Há que se considerar, ainda, Senhores Promotores, os fatos seguintes:

  1. O Ministério dos Transporte elaborou projeto para instalar na Estação Barão de Mauá e parte de sua área adjacente o Museu Ferroviário Nacional;
  2. A criação do Museu Ferroviário Nacional é já objeto do Projeto de Lei nº 173, de 09/ 06/2010, de autoria do então Senador Paulo Duque, em trâmite no Senado Federal;
  3. Todos os estudos para a implantação do TAV – Trem de Alta Velocidade, popularmente conhecido como “Trem Bala”, indicam a citada Estação como seu terminal de partida / chegada no Rio de Janeiro e o terreno que lhe é adjacente como retroárea de apoio logístico operacional ao trem – oficinas, almoxarifados, abrigos etc;
  4. O projeto de reativação da Estrada de Ferro Príncipe do Grão – Pará (reativação da ligação ferroviária entre Rio de Janeiro e Petrópolis), considerado de relevante interesse pela Lei Estadual nº 5.791 / 2010, sancionada pelo próprio Governador Sérgio Cabral.

Face a tudo o que foi exposto, Senhores Promotores, esta Associação entende que o Governo do Estado do Rio de Janeiro afrontou disposições legais, o interesse público e os direitos da União Federal, dispondo, a seu bem prazer e benevolentemente para a iniciativa privada, de um imóvel do qual não é detentor da propriedade mas tão somente da posse de uma parcela equivalente a 50% do mesmo, destinada desde sua origem a operação ferroviária; assim, se não mais a utiliza operacionalmente, o Governo do Estado, ao invés de cede-lo gratuitamente para o grupo empresarial Supervia / Odebrecht, que também não o usará para operação ferroviária, deveria devolver a sua parcela de posse à União Federal, legítima detentora da propriedade do imóvel.

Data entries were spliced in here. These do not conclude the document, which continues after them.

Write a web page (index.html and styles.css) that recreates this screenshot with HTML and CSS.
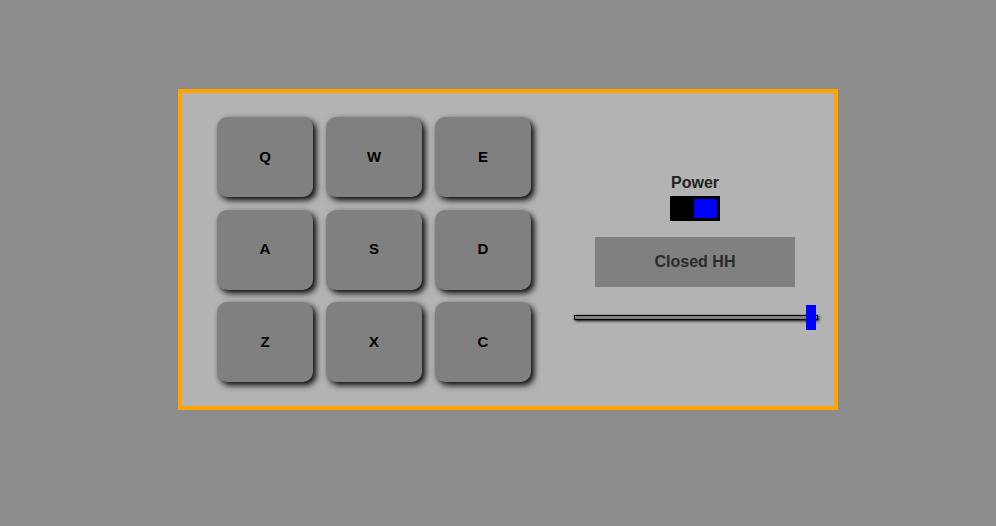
FILE: index.html
```html
<!DOCTYPE html>
<html>
<head>
<meta charset="utf-8">
<link rel="stylesheet" href="styles.css">
</head>
<body>
<div class="wrap">
  <div class="machine">
    <div class="pads">
      <div class="pad">Q</div>
      <div class="pad">W</div>
      <div class="pad">E</div>
      <div class="pad">A</div>
      <div class="pad">S</div>
      <div class="pad">D</div>
      <div class="pad">Z</div>
      <div class="pad">X</div>
      <div class="pad">C</div>
    </div>
    <div class="controls">
      <div class="label">Power</div>
      <div class="toggle"><div class="knob"></div></div>
      <div class="display">Closed HH</div>
      <div class="slider">
        <div class="track"></div>
        <div class="thumb"></div>
      </div>
    </div>
  </div>
</div>
</body>
</html>
```
FILE: styles.css
```css
html, body {
  margin: 0;
  padding: 0;
  background: #8c8c8c;
  font-family: "Liberation Sans", Arial, sans-serif;
}
.wrap {
  padding: 89px 0 0 178px;
}
.machine {
  width: 652px;
  height: 313px;
  border: 4px solid #ffa500;
  background: #b3b3b3;
  display: flex;
}
.pads {
  display: grid;
  grid-template-columns: repeat(3, 96px);
  grid-template-rows: 80px 80px 80px;
  column-gap: 13px;
  row-gap: 12.5px;
  padding: 24px 0 0 35px;
}
.pad {
  background: #808080;
  border-radius: 10px;
  box-shadow: 3px 3px 6px #000;
  display: flex;
  align-items: center;
  justify-content: center;
  padding-bottom: 2px;
  box-sizing: border-box;
  font-weight: bold;
  font-size: 15px;
  color: #000;
}
.controls {
  display: flex;
  flex-direction: column;
  align-items: center;
  width: 250px;
  margin-left: 39px;
  padding-top: 81px;
}
.label {
  font-size: 16px;
  line-height: 18px;
  font-weight: bold;
  color: #222;
}
.toggle {
  margin-top: 4px;
  width: 50px;
  height: 25px;
  background: #000;
  display: flex;
  justify-content: flex-end;
  align-items: center;
  box-sizing: border-box;
  padding: 3px;
}
.knob {
  width: 23px;
  height: 19px;
  background: #0000ff;
}
.display {
  margin-top: 16px;
  width: 200px;
  height: 50px;
  background: #808080;
  display: flex;
  align-items: center;
  justify-content: center;
  font-weight: bold;
  font-size: 16px;
  color: #2b2b2b;
}
.slider {
  margin-top: 18px;
  margin-left: 2px;
  width: 244px;
  height: 25px;
  position: relative;
  display: flex;
  align-items: center;
}
.track {
  width: 100%;
  height: 5px;
  box-sizing: border-box;
  border: 1px solid #000;
  background: #808080;
  box-shadow: 1px 1px 3px #000;
}
.thumb {
  position: absolute;
  left: 232px;
  top: 0;
  width: 10px;
  height: 25px;
  background: #0000ff;
}
```
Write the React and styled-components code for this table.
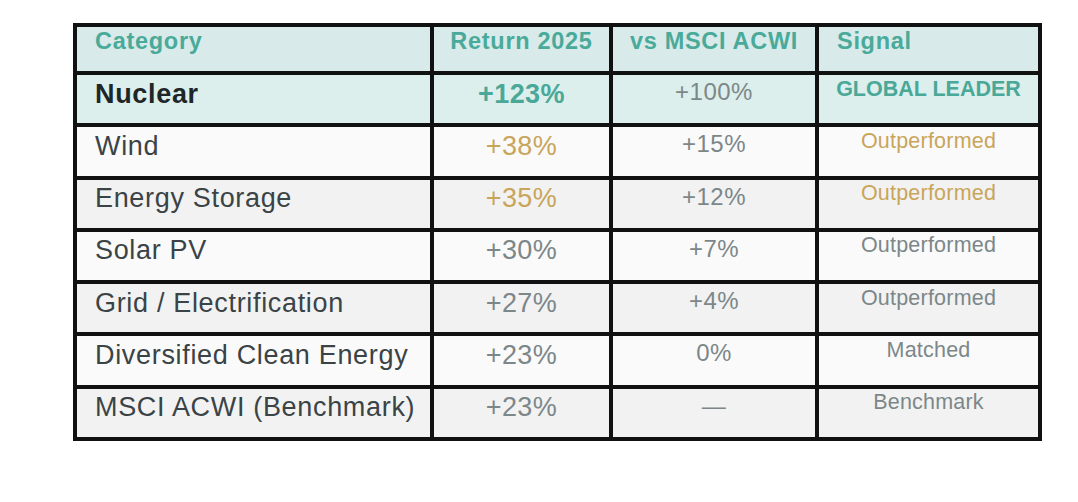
import React from 'react';
import styled, { createGlobalStyle } from 'styled-components';

const GlobalStyle = createGlobalStyle`
  html, body {
    margin: 0;
    padding: 0;
    background: #ffffff;
  }
  body {
    font-family: "Liberation Sans", Arial, sans-serif;
  }
`;

const Page = styled.div`
  width: 1078px;
  height: 502px;
  padding: 23px 0 0 73px;
  box-sizing: border-box;
  background: #ffffff;
`;

const Table = styled.table`
  border-collapse: collapse;
  table-layout: fixed;
  width: 965px;
  border: 4px solid #111;
`;

const HeadRow = styled.tr`
  height: 48px;
  background: #d8eaea;
`;

const Row = styled.tr`
  height: 52.3px;
  background: ${p => (p.$lead ? '#dcefed' : p.$shade ? '#f2f2f2' : '#fafafa')};
`;

const Th = styled.th`
  border: 4px solid #111;
  padding: ${p => (p.$left ? '3px 18px 0' : '3px 0 0')};
  vertical-align: top;
  text-align: ${p => (p.$left ? 'left' : 'center')};
  font-size: 23.5px;
  line-height: 1;
  letter-spacing: 0.03em;
  font-weight: 700;
  color: #4aaa9a;
  white-space: nowrap;
`;

const Name = styled.td`
  border: 4px solid #111;
  padding: 5.5px 18px 0;
  vertical-align: top;
  font-size: 27px;
  line-height: 1;
  letter-spacing: 0.025em;
  font-weight: ${p => (p.$lead ? 700 : 400)};
  color: ${p => (p.$lead ? '#1e2628' : '#3a4346')};
  white-space: nowrap;
`;

const toneColor = {
  teal: '#4aa898',
  gold: '#c9a55a',
  grey: '#7c8789',
};

const Ret = styled.td`
  border: 4px solid #111;
  padding: 5.5px 0 0;
  vertical-align: top;
  text-align: center;
  font-size: 27px;
  line-height: 1;
  letter-spacing: 0.015em;
  font-weight: ${p => (p.$tone === 'teal' ? 700 : 400)};
  color: ${p => toneColor[p.$tone]};
`;

const Vs = styled.td`
  border: 4px solid #111;
  padding: 5px 0 0;
  vertical-align: top;
  text-align: center;
  font-size: 24px;
  line-height: 1;
  letter-spacing: 0.02em;
  color: #7c8789;
`;

const Sig = styled.td`
  border: 4px solid #111;
  padding: 3.5px 0 0;
  vertical-align: top;
  text-align: center;
  font-size: 21.5px;
  line-height: 1;
  letter-spacing: ${p => (p.$tone === 'teal' ? '0' : '0.01em')};
  font-weight: ${p => (p.$tone === 'teal' ? 700 : 400)};
  color: ${p => toneColor[p.$tone]};
  white-space: nowrap;
`;

const rows = [
  { name: 'Nuclear', ret: '+123%', vs: '+100%', signal: 'GLOBAL LEADER', tone: 'teal', lead: true },
  { name: 'Wind', ret: '+38%', vs: '+15%', signal: 'Outperformed', tone: 'gold' },
  { name: 'Energy Storage', ret: '+35%', vs: '+12%', signal: 'Outperformed', tone: 'gold' },
  { name: 'Solar PV', ret: '+30%', vs: '+7%', signal: 'Outperformed', tone: 'grey' },
  { name: 'Grid / Electrification', ret: '+27%', vs: '+4%', signal: 'Outperformed', tone: 'grey' },
  { name: 'Diversified Clean Energy', ret: '+23%', vs: '0%', signal: 'Matched', tone: 'grey' },
  { name: 'MSCI ACWI (Benchmark)', ret: '+23%', vs: '—', signal: 'Benchmark', tone: 'grey' },
];

export default function App() {
  return (
    <Page>
      <GlobalStyle />
      <Table>
        <colgroup>
          <col style={{ width: 357 }} />
          <col style={{ width: 179 }} />
          <col style={{ width: 206 }} />
          <col style={{ width: 223 }} />
        </colgroup>
        <thead>
          <HeadRow>
            <Th $left>Category</Th>
            <Th>Return 2025</Th>
            <Th>vs MSCI ACWI</Th>
            <Th $left>Signal</Th>
          </HeadRow>
        </thead>
        <tbody>
          {rows.map((r, i) => (
            <Row key={r.name} $lead={r.lead} $shade={i % 2 === 0}>
              <Name $lead={r.lead}>{r.name}</Name>
              <Ret $tone={r.tone}>{r.ret}</Ret>
              <Vs>{r.vs}</Vs>
              <Sig $tone={r.tone}>{r.signal}</Sig>
            </Row>
          ))}
        </tbody>
      </Table>
    </Page>
  );
}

       Considerando que a permanência dessa cessão, eivada de irregularidades e afrontastes aos princípios éticos que devem reger a gestão da coisa pública, poderá gerar prejuízos irreparáveis para um patrimônio que é do povo, est Associação, ao tempo em que transmite a essa douta Promotoria as presentes informações e cópias de documentos anexos, permite-se pleitear as Vossas Excelências que malsinada transação seja de imediata tornada sem eficácia e o imóvel tenha sua posse integral retornada à União Federal, sua legítima proprietária, por meio da Superintendência do Patrimônio da União no Rio de Janeiro _ SPU / RJ.

Colocando-nos a disposição dessa douta Promotoria para informações e esclarecimentos complementares porventura julgados necessários, subscrevemo-nos.